Challenge
Set down the data below from its first line to the line holding "const [question, setQuestion]", inclusive; omit all pictures.

Information provided

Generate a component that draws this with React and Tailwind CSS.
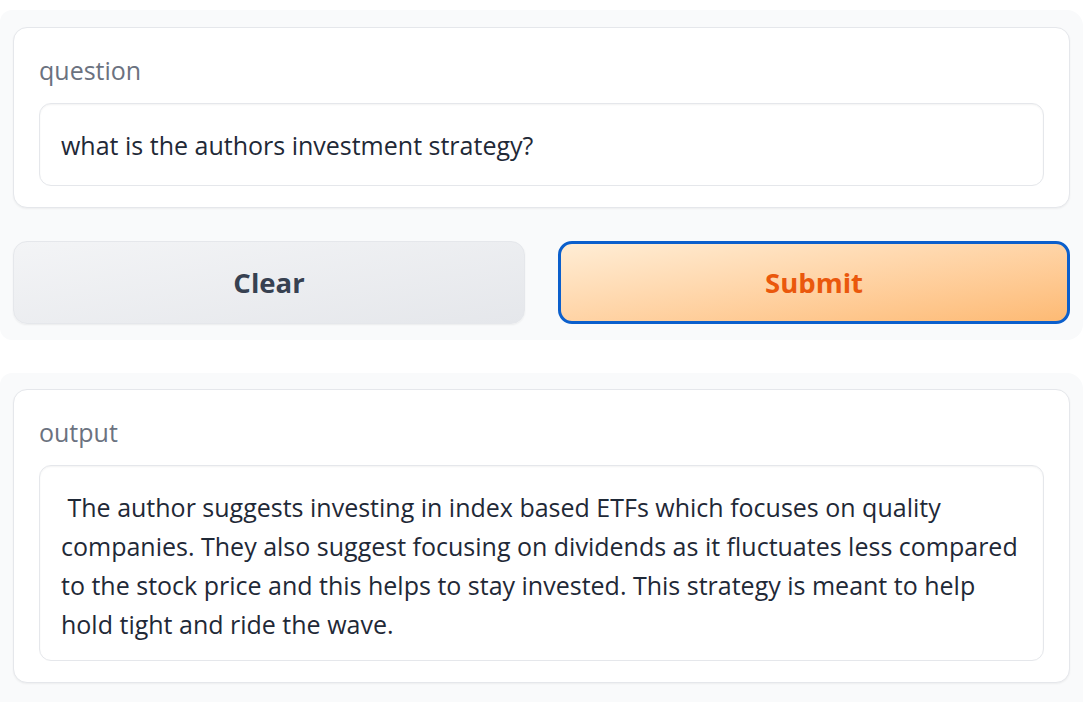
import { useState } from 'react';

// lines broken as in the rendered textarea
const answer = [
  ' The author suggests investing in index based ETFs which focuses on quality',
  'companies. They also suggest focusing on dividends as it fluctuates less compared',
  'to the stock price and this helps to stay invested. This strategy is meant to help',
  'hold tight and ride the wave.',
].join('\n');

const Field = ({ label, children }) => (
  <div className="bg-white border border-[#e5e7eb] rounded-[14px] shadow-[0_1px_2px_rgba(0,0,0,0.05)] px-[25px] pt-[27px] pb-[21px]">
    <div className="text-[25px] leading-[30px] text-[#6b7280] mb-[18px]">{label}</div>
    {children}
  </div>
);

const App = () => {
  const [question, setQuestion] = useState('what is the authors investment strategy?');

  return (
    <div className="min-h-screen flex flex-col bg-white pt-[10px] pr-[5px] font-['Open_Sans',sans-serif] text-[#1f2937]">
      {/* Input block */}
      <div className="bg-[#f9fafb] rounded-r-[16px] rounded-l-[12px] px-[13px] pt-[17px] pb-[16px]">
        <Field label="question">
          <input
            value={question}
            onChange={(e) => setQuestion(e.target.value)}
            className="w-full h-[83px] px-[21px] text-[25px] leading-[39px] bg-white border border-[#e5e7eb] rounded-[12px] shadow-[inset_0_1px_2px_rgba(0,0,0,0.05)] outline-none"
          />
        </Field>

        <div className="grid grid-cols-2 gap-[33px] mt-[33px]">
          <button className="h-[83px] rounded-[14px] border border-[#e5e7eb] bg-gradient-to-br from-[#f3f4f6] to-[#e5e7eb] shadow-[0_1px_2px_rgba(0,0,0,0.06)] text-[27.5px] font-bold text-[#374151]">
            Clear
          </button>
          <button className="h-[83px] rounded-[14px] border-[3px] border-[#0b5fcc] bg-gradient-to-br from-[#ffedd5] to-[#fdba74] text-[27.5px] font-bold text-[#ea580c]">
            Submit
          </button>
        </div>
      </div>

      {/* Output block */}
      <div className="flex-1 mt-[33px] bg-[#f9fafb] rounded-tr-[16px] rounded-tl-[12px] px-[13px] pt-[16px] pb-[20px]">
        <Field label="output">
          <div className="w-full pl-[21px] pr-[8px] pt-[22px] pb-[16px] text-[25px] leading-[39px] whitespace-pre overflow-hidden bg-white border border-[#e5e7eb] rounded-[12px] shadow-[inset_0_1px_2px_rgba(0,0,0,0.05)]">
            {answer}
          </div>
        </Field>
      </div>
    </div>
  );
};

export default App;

Exercise output
Generate a component that draws this with React and Tailwind CSS.
import { useState } from 'react';

// lines broken as in the rendered textarea
const answer = [
  ' The author suggests investing in index based ETFs which focuses on quality',
  'companies. They also suggest focusing on dividends as it fluctuates less compared',
  'to the stock price and this helps to stay invested. This strategy is meant to help',
  'hold tight and ride the wave.',
].join('\n');

const Field = ({ label, children }) => (
  <div className="bg-white border border-[#e5e7eb] rounded-[14px] shadow-[0_1px_2px_rgba(0,0,0,0.05)] px-[25px] pt-[27px] pb-[21px]">
    <div className="text-[25px] leading-[30px] text-[#6b7280] mb-[18px]">{label}</div>
    {children}
  </div>
);

const App = () => {
  const [question, setQuestion] = useState('what is the authors investment strategy?');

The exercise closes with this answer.